In the 1986 case Bowers v. Hardwick, the Supreme Court ruled there was no constitutional right for consenting gay adults to engage in private, consensual sex. But in 2003, the Supreme Court overturned the Hardwick decision, ruling in Lawrence v. Texas that sodomy laws were unconstitutional. And in 2013, the court rejected a key section of the federal Defense of Marriage Act, which denied federal benefits to legally married gay and lesbian couples. By then, 35 states had passed laws banning same-sex marriage.
“That surely qualifies as a significant political reform movement,” Neily says of the gay rights struggle, “and it appears the Supreme Court has, if anything, been ahead of public opinion on that issue.”
The higher power the court answers to
Another legal scholar says the Supreme Court doesn’t block popular will; it actually confirms it.
The court may block social or political change for a short time, but ultimately it changes with the times because it answers to a higher power: the American people, says Barry Friedman, a constitutional law professor at New York University School of Law.
The Supreme Court has abandoned decisions that have become unpopular and retreated from others that have lost favor with the American public because justices won’t stray too far from popular opinion, says Friedman, author of “The Will of the People.”
He, like Neily and Rosenberg, also cites the court’s Brown v. Board of Education decision.

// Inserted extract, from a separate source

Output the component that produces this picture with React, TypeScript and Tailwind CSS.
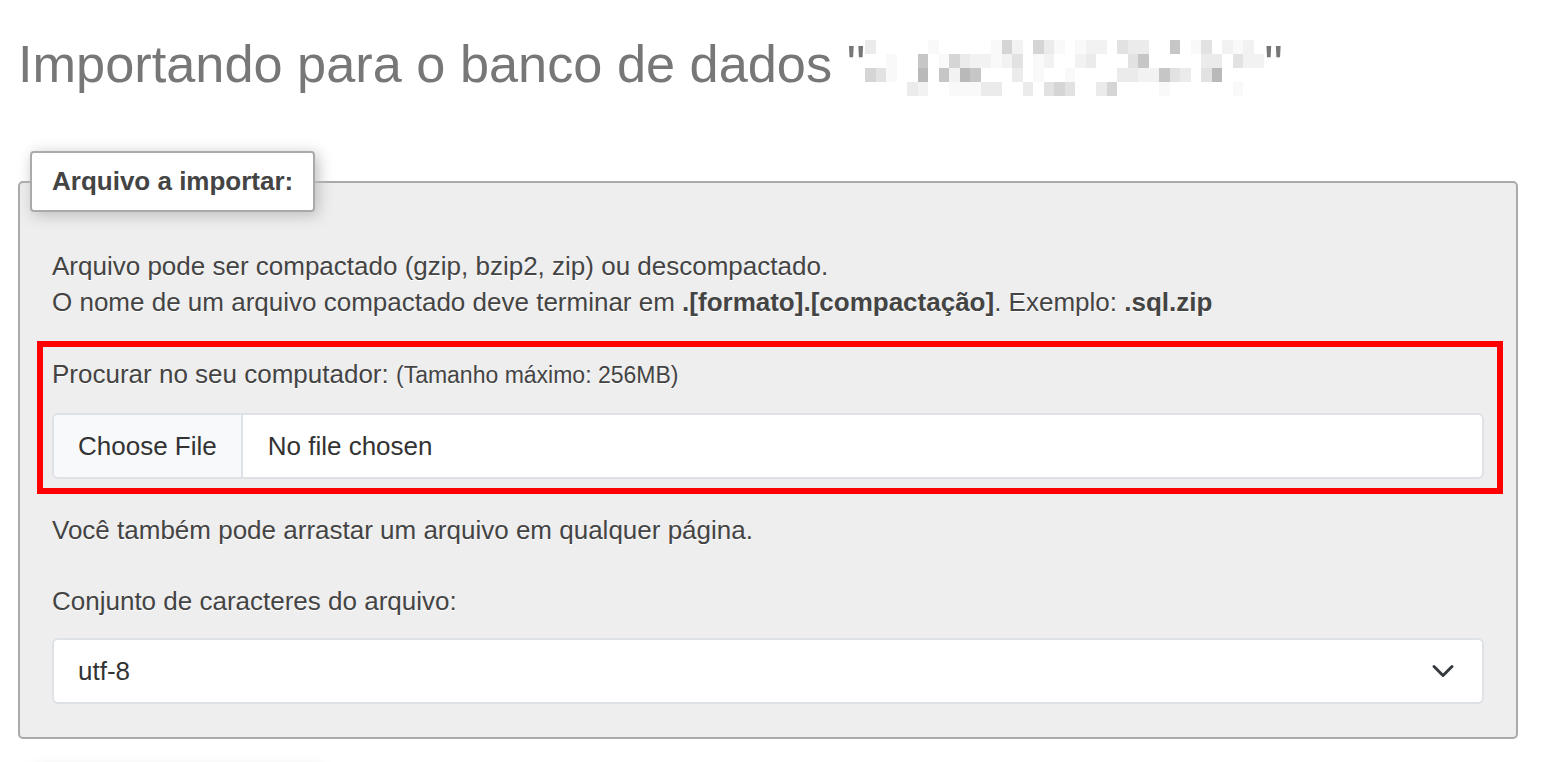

In Brown, the court ordered the nation’s public schools to desegregate with “all deliberate speed.” But the American public resisted school integration efforts such as busing for many years, Friedman says.
In 2007, a conservative majority on the Supreme Court cited Brown when it struck down a public school’s attempt to encourage racial integration. In a 5-4 ruling, it declared that a public school district in Seattle couldn’t consider race when assigning students to schools, even for purposes of integration.
The American public had already become ambivalent about school integration before the Seattle decision, Friedman says. The court just reflected those second thoughts.
Today, many public schools across America have essentially re-segregated after years of protests and the lifting of court-ordered desegregation plans.
“Over a period of time, the court doesn’t stand in the way of an organized public,” Friedman says. “The issues that the people are paying attention to, the court will come in line with public opinion.”
The belief in the power of the people could be seen in the eventual triumph of the child labor movement. After the Supreme Court struck down the law banning child labor in 1918, the child labor movement persisted. And 23 years later, the court outlawed compulsory child labor with its United States v. Darby decision.
What happened, though, to the North Carolina teenager who became the focal point of the battle over child labor?
A reporter tracked down Reuben Dagenhart six years after his father’s Supreme Court victory. He asked the then-20-year-old Dagenhart what he had gained from the decision. Millhiser, author of “Injustice,” recounts how Dagenhart responded:
“Look at me!” Dagenhart said. “A hundred and five pounds, a grown man and no education. I may be mistaken, but I think the years I’ve put in the cotton mills stunted my growth. They kept me from getting any schooling. I had to stop school after third grade and now I need the education I didn’t get.”
Change may or may not come from the Supreme Court, but for some people, it never came soon enough.